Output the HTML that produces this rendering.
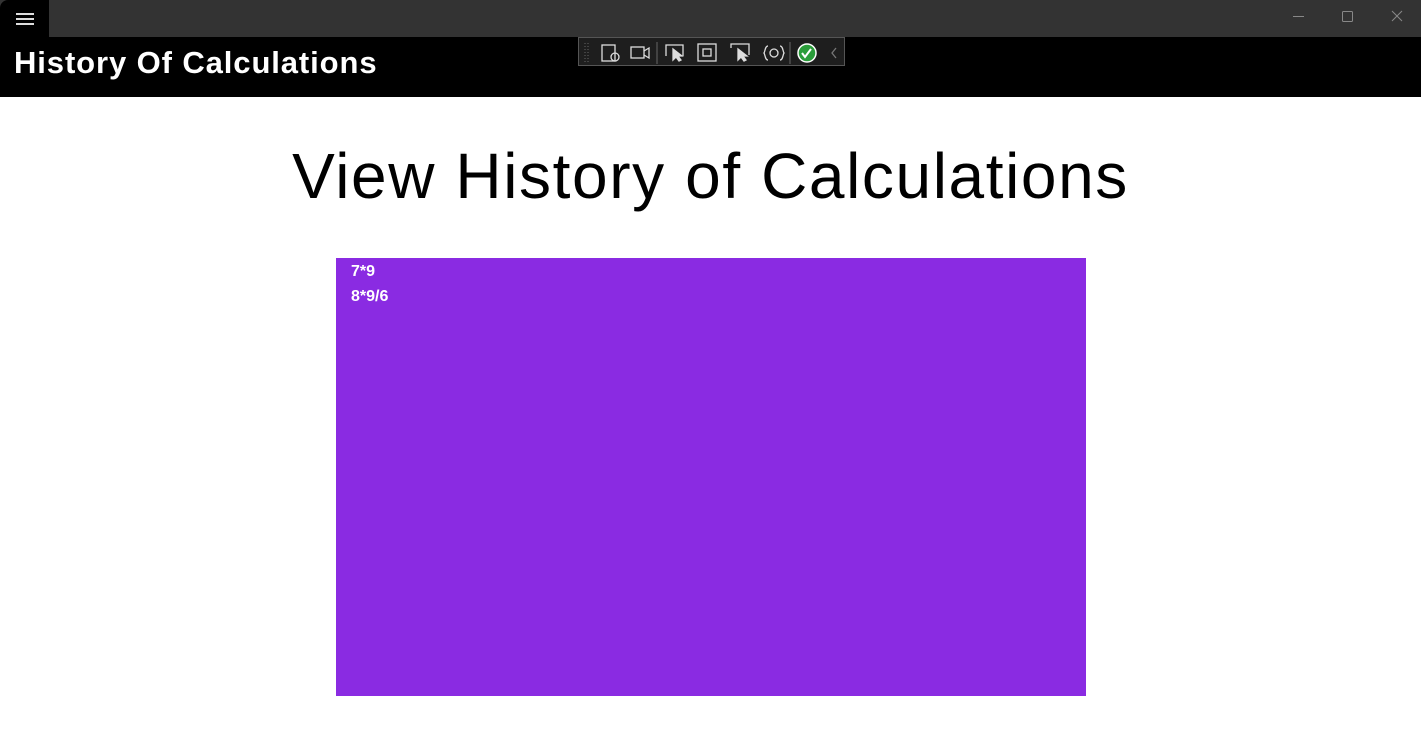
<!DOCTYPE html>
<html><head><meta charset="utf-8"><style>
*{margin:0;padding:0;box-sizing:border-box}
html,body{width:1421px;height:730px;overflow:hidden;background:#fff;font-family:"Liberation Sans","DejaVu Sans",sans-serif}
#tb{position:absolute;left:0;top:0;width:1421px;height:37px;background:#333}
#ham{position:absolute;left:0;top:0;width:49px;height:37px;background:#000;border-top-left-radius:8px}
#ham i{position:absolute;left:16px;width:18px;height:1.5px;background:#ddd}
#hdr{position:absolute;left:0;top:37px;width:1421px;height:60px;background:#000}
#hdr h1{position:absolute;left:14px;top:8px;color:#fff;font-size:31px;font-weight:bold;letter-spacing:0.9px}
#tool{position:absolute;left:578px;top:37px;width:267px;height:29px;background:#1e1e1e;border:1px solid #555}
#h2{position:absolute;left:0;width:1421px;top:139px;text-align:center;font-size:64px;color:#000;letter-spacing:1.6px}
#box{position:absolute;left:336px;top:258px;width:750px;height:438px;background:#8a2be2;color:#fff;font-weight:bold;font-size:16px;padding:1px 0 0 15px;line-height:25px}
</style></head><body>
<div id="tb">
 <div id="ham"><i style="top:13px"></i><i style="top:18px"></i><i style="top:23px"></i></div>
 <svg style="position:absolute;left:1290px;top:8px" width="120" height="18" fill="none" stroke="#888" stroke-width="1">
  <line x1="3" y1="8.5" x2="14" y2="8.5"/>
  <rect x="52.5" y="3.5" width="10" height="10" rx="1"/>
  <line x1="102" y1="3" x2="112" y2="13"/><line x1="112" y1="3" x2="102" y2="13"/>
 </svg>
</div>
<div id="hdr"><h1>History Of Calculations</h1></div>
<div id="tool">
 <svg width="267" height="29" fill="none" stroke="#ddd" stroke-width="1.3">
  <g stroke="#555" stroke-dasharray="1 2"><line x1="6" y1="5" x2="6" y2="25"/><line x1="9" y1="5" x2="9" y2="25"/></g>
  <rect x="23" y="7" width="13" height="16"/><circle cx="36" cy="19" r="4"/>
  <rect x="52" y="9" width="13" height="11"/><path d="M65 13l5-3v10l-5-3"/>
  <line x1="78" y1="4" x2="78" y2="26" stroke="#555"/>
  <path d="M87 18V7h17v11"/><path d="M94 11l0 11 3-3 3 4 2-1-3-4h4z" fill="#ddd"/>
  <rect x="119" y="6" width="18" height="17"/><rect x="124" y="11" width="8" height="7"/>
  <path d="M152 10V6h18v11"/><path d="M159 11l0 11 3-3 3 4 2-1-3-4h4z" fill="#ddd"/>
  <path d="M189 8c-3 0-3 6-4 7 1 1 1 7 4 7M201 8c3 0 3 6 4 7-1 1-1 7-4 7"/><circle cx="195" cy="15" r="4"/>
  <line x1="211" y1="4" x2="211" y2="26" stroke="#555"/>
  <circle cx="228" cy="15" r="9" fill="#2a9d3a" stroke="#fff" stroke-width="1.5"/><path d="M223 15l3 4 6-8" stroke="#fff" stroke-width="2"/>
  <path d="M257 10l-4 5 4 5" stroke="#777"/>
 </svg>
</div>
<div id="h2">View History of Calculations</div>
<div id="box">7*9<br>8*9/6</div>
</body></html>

※

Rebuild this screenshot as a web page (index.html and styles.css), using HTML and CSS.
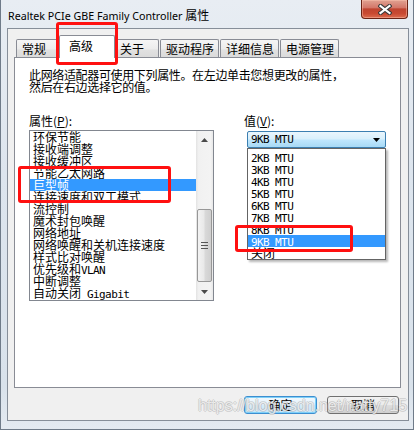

※

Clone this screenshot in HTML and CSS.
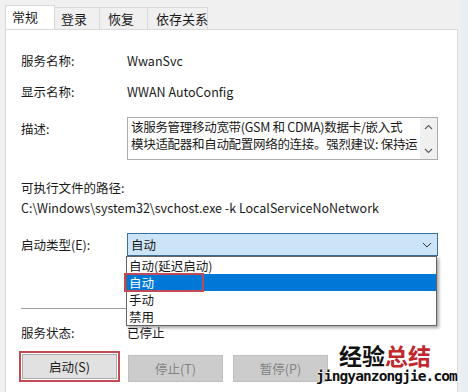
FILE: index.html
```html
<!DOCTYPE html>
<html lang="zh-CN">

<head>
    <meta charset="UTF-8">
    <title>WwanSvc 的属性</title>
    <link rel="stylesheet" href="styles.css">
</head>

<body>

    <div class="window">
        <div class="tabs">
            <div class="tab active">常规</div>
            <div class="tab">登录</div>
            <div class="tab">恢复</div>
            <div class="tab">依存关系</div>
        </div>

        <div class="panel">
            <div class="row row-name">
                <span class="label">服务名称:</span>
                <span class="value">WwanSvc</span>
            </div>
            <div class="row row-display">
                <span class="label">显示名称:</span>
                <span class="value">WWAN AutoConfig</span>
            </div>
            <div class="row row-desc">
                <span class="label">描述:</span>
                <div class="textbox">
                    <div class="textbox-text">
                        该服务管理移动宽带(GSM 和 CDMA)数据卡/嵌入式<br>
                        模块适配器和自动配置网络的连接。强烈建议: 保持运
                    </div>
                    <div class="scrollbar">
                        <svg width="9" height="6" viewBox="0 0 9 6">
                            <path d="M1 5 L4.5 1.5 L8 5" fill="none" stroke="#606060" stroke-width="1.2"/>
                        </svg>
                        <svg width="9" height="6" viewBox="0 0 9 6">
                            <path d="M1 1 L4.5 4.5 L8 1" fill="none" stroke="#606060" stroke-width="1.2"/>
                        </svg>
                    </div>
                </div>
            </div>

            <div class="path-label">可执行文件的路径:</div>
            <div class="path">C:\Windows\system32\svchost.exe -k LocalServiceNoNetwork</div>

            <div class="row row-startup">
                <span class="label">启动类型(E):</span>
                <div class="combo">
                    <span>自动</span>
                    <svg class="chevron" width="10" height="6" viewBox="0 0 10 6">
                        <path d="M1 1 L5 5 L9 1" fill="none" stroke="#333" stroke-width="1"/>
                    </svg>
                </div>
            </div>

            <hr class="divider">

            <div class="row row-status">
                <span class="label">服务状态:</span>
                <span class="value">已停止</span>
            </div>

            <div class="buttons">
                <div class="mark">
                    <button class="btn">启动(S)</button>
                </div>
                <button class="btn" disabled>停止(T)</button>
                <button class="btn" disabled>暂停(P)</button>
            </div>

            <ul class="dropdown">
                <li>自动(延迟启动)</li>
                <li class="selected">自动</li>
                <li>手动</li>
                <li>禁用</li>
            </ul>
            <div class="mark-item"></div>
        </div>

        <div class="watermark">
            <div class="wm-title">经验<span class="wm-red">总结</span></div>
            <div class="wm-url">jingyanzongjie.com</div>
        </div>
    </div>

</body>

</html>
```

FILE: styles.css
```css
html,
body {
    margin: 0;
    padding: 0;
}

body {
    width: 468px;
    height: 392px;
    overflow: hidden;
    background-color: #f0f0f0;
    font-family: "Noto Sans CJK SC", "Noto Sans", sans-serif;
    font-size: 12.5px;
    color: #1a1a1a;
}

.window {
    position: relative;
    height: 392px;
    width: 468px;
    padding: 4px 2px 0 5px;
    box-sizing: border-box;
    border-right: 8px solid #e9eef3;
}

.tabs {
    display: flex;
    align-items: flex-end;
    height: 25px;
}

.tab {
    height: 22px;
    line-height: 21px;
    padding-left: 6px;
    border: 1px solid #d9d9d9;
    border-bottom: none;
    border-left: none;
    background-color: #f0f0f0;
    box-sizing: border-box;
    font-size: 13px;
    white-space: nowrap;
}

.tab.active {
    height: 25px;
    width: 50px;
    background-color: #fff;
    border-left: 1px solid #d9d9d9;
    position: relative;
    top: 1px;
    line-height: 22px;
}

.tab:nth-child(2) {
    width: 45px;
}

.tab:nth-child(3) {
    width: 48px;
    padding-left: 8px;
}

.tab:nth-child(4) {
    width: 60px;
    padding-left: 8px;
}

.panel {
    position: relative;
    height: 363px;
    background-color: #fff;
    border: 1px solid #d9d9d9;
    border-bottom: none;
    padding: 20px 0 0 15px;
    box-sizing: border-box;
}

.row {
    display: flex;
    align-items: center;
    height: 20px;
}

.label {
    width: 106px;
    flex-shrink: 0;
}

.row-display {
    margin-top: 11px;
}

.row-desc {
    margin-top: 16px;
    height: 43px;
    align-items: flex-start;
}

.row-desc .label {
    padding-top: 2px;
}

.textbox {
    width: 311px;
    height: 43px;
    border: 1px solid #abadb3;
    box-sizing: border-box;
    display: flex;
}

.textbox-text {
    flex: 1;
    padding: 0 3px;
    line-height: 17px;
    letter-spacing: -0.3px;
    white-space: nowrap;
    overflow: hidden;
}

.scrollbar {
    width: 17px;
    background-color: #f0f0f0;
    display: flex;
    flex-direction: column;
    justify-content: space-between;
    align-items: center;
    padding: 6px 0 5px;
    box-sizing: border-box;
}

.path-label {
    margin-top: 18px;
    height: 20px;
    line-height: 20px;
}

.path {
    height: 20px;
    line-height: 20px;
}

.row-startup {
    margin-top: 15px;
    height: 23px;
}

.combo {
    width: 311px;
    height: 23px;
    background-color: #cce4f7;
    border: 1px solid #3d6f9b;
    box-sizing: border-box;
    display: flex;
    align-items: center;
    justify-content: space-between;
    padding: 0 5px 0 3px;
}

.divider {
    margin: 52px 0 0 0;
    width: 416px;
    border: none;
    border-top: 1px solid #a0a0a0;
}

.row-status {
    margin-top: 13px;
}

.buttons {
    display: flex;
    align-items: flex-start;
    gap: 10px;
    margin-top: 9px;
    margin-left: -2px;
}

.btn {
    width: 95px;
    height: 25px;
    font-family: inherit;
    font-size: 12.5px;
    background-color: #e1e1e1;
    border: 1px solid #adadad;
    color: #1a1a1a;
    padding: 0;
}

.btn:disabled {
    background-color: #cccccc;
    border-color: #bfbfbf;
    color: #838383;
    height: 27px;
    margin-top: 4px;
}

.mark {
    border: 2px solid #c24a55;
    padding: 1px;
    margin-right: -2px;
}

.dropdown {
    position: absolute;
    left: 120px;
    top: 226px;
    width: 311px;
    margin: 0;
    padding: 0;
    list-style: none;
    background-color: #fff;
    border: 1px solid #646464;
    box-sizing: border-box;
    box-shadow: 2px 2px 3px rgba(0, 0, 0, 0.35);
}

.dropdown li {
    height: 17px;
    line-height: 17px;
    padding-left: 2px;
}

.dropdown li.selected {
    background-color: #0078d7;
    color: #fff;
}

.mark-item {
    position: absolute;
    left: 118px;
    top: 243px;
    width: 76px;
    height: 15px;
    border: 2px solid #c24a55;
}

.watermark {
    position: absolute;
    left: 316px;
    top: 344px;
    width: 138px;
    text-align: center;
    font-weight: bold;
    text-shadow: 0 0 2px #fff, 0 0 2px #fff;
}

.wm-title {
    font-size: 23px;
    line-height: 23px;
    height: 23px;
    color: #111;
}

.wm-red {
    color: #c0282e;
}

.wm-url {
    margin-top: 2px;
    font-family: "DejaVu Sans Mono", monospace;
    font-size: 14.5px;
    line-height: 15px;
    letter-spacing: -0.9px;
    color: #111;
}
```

※

Every line that holds the word "this" should be extracted.

● **Exercise response**:
Output the HTML that produces this rendering.
Rebuild this screenshot as a web page (index.html and styles.css), using HTML and CSS.
Clone this screenshot in HTML and CSS.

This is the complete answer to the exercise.